• **DIRECTIONS FOR THIS TASK**:
Using the records provided below, locate and copy each line that contains the word "code".

• **STORED ROWS**:
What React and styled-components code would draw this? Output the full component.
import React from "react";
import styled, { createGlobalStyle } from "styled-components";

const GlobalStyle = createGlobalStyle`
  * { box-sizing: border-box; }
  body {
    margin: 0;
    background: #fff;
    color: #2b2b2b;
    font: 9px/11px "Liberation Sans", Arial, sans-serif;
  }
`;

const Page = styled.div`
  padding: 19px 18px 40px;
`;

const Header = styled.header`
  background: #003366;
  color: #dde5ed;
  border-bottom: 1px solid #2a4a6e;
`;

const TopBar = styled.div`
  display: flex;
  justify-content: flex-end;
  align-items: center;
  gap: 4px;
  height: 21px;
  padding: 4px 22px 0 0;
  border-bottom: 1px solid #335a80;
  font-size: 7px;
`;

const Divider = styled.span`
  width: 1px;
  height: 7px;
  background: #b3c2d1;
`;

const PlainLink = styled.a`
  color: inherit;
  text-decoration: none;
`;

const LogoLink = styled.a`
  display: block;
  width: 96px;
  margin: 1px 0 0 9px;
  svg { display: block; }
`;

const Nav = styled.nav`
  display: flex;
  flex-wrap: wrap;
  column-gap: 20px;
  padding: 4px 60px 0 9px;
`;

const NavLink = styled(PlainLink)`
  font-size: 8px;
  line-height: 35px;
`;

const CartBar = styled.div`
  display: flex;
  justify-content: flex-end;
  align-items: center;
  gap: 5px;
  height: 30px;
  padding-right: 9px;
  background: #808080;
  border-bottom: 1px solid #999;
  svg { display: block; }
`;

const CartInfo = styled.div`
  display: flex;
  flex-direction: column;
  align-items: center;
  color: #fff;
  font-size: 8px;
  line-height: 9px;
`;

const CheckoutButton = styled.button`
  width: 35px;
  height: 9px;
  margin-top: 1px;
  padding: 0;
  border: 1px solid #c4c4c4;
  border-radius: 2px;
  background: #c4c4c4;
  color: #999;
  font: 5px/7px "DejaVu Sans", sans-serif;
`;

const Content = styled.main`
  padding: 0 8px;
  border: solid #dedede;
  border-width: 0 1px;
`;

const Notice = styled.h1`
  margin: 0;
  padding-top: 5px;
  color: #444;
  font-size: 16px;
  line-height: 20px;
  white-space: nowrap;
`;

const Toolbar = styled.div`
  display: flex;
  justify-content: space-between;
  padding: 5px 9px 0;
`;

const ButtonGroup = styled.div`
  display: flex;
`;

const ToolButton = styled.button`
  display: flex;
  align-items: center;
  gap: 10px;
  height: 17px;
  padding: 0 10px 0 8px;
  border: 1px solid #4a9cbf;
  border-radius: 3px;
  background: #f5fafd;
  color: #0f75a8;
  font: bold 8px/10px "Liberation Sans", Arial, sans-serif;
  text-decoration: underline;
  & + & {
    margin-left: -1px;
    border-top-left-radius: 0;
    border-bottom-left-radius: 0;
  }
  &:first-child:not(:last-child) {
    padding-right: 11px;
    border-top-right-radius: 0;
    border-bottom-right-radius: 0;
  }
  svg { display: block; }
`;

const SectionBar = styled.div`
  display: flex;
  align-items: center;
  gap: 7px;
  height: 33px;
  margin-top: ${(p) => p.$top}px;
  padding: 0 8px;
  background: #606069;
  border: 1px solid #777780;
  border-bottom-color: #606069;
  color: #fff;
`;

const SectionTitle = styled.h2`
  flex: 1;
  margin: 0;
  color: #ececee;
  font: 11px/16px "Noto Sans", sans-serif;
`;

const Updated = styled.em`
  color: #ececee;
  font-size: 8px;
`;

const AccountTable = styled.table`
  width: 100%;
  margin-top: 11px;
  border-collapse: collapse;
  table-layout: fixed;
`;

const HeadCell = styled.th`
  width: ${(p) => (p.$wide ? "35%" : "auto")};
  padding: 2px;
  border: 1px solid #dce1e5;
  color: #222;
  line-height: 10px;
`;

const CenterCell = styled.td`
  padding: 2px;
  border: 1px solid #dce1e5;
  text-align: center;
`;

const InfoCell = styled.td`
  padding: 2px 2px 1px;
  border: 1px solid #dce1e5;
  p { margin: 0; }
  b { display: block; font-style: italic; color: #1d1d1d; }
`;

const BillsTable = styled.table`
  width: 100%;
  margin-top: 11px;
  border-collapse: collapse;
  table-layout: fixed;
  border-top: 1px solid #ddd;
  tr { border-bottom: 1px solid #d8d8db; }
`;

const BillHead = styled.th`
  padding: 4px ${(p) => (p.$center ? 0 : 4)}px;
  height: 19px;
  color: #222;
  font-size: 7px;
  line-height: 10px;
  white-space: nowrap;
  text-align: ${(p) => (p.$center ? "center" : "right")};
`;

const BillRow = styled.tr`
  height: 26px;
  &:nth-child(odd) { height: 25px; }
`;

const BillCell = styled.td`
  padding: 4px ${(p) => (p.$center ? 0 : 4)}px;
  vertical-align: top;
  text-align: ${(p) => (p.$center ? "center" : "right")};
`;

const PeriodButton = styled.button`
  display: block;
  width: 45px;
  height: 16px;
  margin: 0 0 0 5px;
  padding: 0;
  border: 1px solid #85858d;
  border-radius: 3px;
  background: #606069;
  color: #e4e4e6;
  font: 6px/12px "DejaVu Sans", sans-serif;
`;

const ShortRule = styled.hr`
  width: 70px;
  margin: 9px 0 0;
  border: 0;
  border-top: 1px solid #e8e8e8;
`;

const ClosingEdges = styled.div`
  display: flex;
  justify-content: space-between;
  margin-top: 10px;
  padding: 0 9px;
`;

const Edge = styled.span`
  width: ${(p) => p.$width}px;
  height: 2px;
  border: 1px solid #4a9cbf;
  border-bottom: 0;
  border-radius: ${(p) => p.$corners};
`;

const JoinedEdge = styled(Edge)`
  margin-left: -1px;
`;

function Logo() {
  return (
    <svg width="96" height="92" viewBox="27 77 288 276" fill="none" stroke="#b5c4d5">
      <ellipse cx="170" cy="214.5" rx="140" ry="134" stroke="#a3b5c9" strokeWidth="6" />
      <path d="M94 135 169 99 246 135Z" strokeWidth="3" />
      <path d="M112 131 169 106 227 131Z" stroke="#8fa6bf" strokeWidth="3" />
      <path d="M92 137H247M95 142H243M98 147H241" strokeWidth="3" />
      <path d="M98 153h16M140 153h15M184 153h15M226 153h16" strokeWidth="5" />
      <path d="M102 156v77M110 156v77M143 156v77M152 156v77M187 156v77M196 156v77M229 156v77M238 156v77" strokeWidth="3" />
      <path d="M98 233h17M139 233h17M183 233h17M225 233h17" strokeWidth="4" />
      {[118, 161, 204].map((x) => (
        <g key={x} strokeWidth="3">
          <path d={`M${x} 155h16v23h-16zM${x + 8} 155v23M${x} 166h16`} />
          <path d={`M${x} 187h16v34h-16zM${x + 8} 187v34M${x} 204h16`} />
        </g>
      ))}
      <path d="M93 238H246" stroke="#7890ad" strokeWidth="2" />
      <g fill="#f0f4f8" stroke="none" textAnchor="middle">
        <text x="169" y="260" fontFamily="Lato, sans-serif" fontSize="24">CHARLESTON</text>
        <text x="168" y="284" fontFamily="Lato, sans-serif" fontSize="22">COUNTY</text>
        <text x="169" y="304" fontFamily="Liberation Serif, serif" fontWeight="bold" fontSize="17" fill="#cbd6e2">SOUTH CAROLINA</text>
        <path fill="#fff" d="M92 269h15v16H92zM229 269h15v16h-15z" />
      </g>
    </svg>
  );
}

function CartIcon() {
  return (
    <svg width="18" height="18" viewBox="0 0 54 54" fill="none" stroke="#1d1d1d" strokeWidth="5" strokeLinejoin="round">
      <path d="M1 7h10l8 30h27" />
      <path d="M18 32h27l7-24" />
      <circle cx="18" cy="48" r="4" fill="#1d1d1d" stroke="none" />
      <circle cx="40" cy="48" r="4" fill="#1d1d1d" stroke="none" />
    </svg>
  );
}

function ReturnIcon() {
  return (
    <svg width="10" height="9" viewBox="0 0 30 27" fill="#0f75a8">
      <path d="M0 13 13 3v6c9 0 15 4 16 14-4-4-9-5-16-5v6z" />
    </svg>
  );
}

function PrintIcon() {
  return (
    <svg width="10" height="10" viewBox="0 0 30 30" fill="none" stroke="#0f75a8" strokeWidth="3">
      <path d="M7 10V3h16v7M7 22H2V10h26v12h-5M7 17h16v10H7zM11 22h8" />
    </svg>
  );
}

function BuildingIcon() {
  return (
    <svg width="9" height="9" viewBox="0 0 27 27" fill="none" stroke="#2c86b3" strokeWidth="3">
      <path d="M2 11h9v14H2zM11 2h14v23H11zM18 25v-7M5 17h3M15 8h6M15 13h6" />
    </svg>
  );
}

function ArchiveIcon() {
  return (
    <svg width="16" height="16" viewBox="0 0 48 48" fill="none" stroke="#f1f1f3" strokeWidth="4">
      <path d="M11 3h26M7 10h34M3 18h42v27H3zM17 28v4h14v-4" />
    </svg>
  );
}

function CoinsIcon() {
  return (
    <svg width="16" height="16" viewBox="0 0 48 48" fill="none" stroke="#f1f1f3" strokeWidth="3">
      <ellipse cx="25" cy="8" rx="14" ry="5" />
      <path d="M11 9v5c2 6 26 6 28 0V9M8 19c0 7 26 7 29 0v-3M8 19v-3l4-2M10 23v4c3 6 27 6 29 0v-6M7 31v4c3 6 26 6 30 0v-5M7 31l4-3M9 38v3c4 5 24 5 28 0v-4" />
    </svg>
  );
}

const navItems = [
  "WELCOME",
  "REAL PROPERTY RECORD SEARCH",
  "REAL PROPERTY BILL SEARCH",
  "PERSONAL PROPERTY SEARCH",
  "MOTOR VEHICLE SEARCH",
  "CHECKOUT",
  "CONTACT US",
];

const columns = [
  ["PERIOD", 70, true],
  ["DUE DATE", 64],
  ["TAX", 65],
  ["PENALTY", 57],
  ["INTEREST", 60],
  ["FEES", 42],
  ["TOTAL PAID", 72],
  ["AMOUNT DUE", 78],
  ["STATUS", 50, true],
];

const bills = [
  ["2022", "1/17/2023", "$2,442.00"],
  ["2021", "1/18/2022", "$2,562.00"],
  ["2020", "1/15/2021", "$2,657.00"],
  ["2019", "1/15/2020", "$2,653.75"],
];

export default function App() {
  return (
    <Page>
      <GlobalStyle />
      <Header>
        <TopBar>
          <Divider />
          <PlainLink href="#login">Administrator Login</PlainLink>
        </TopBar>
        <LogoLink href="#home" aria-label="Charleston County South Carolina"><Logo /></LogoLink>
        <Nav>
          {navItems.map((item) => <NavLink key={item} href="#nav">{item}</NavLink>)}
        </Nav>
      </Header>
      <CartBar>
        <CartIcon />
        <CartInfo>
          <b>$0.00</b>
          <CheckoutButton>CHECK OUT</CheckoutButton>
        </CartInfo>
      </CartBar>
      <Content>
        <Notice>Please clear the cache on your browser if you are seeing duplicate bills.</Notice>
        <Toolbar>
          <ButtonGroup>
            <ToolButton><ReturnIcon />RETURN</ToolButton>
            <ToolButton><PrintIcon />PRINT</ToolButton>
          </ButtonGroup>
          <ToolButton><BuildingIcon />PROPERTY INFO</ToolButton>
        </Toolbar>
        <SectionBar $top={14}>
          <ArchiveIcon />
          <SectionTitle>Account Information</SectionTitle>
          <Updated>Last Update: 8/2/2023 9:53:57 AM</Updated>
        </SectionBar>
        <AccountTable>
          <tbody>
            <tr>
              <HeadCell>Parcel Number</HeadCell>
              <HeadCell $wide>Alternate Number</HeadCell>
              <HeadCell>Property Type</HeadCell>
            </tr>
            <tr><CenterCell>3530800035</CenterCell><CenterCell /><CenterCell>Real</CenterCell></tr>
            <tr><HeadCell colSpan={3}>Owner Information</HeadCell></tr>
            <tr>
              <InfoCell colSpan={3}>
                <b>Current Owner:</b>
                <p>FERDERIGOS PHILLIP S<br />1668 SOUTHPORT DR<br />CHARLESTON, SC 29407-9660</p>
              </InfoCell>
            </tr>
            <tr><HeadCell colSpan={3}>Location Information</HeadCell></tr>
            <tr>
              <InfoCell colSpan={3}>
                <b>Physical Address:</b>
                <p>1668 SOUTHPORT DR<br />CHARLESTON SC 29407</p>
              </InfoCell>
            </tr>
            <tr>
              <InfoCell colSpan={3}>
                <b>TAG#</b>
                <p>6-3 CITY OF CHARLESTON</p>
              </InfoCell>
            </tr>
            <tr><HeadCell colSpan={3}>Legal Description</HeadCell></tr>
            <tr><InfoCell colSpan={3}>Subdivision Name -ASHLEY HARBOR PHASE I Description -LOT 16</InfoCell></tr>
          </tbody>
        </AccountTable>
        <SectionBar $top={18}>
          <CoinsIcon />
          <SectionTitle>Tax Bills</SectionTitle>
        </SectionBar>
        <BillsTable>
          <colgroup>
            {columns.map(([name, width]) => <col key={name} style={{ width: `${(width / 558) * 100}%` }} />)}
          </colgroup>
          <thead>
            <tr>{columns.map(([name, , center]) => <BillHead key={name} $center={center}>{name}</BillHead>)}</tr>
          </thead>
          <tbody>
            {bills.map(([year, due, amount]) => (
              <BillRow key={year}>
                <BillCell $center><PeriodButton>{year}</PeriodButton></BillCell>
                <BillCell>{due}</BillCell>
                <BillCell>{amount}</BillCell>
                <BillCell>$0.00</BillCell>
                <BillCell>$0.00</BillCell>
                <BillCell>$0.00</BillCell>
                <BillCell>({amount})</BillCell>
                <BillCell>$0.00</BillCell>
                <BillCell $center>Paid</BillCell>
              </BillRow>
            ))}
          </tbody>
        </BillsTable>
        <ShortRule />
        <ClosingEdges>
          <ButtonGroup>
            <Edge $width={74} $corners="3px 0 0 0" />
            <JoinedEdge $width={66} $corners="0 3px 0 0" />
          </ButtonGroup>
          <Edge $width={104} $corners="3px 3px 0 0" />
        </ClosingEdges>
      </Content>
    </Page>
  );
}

==

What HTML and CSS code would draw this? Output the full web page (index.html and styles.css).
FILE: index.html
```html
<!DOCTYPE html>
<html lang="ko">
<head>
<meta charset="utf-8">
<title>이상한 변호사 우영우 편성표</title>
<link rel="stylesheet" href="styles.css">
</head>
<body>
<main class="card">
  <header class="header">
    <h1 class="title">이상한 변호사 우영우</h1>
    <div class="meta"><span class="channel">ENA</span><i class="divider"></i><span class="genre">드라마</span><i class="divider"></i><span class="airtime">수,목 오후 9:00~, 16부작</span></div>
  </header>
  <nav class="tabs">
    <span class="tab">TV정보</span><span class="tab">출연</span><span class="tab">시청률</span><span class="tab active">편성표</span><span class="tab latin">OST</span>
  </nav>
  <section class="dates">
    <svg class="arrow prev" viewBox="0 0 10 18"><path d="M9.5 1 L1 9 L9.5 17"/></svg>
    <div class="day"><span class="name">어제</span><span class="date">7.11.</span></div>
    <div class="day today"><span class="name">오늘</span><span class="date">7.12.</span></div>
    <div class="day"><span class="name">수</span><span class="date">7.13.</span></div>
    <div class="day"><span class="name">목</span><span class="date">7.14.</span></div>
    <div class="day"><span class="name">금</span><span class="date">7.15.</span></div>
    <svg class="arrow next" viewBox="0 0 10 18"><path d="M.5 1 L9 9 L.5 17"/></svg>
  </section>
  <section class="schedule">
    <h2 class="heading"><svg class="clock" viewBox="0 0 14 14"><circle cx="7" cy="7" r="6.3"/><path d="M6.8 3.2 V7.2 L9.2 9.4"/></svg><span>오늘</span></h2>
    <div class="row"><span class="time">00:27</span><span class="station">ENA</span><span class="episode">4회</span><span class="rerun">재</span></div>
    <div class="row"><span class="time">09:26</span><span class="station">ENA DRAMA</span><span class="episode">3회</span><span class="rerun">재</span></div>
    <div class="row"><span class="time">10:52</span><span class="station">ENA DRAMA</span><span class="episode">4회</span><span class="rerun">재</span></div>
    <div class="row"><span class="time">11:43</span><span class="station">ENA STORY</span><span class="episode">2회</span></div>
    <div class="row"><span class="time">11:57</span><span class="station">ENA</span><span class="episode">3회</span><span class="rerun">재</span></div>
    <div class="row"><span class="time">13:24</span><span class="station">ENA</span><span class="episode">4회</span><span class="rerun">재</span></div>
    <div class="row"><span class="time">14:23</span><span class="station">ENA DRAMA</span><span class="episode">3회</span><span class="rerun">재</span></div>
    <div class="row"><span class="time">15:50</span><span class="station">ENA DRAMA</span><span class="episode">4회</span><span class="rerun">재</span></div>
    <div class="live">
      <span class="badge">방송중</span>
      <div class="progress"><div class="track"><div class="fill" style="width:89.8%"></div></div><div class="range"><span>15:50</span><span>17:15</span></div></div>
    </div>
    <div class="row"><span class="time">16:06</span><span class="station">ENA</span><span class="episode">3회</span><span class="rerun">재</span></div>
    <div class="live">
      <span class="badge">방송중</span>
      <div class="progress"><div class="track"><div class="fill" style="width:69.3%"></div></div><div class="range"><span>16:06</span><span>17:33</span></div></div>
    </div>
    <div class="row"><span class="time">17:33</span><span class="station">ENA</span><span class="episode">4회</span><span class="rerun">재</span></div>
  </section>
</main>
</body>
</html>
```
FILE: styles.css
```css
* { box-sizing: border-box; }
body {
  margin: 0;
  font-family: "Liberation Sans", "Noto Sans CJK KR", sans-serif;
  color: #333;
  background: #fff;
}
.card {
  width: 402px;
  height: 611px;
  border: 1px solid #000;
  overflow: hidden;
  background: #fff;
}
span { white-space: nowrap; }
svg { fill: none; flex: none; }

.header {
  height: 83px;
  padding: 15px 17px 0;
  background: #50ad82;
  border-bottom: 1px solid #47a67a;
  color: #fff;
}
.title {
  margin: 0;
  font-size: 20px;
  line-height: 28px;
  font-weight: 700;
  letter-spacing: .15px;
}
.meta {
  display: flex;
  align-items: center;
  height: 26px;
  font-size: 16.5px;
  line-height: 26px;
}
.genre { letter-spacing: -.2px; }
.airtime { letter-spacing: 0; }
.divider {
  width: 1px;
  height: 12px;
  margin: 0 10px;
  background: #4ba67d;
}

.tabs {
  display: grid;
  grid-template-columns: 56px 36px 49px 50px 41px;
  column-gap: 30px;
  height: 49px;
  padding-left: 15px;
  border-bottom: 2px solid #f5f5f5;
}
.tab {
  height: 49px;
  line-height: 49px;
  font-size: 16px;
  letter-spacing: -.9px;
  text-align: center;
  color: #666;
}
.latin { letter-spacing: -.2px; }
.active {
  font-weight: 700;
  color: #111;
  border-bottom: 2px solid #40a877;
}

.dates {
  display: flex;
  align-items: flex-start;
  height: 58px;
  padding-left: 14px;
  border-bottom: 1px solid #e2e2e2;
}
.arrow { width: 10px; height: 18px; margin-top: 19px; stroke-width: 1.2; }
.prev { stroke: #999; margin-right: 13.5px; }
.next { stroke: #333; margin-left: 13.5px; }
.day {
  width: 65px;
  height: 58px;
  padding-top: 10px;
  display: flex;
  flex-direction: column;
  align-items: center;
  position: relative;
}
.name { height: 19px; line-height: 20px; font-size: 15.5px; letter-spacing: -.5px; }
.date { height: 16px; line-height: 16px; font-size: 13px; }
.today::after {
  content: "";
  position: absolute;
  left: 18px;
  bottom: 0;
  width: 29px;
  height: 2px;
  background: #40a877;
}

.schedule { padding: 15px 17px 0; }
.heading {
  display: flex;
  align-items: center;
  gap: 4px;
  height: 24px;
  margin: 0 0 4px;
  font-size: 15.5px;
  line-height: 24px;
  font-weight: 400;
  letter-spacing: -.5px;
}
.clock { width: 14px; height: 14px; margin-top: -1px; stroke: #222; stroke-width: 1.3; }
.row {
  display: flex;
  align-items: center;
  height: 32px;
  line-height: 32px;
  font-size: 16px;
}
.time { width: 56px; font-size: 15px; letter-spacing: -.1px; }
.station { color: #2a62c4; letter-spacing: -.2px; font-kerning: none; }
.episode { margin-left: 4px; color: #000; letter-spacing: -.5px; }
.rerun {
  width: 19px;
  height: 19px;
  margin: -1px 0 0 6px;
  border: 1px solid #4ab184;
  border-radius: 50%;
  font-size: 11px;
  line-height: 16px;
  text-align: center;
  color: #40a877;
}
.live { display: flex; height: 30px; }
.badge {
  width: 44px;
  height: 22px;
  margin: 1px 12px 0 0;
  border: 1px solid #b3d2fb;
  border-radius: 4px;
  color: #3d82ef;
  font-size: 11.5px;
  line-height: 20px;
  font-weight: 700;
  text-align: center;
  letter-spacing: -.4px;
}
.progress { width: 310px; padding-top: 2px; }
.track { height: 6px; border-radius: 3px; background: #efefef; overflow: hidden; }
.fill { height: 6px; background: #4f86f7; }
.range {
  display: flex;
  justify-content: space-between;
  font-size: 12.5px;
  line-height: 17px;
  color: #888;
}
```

• **RIGHT ANSWER**:
What React and styled-components code would draw this? Output the full component.
What HTML and CSS code would draw this? Output the full web page (index.html and styles.css).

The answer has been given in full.